A further analytical possibility is to use the hiking network to develop a set of routes among the sites that might minimise total impact, by confining movement to a limited set of paths. This approach is consistent with work in ecology and park and wildlife management which suggests that path networks can reduce the impact of human movement in many environments (Cole 1995a; Cole 1995b; Kidd et al. 2015; Marion et al. 2016; Piscová et al. 2023; Tomczyk and Ewertowski 2023).

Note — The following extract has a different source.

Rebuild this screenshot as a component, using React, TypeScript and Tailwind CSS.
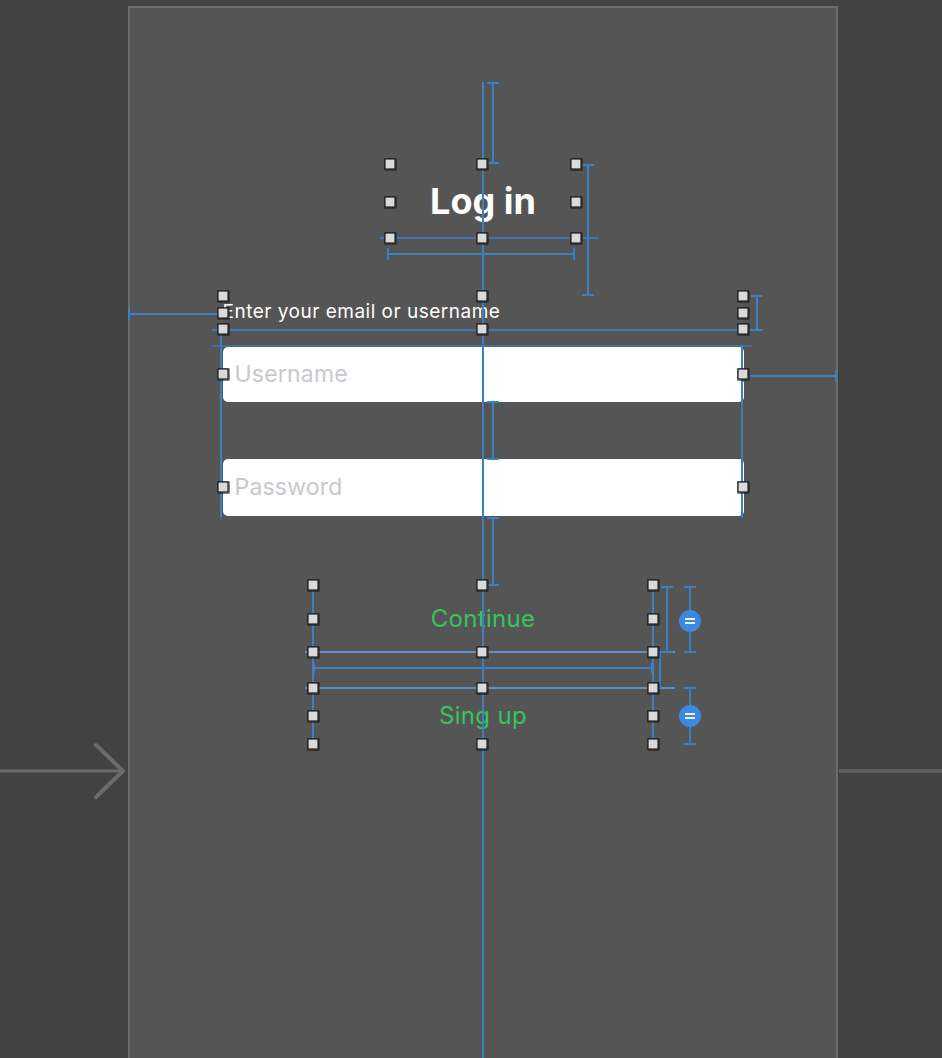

The approach taken is first to first determine the lengths of all the shortest paths among all the sites. Then a minimum spanning tree for the sites is calculated, which is a graph with minimum total edge length that connects all the sites (Prim 1957). One refinement here, which we do not account for is that algorithms for finding the minimum spanning tree of a directed graph (referred to a minimum-cost arborescence or optimal branching) are more complex (Korte and Vygen 2018), and not at present supported in igraph. While there is some asymmetry in paths between locations depending on the direction of travel, it is not extreme, and so we approximate a solution by finding the minimum spanning tree links (i.e. direct connections) among sites treating our network as undirected, and then determine paths over the ground to make the connections between sites based on the directed hiking network. The resulting path network for the same set of sites is shown in Figure 11.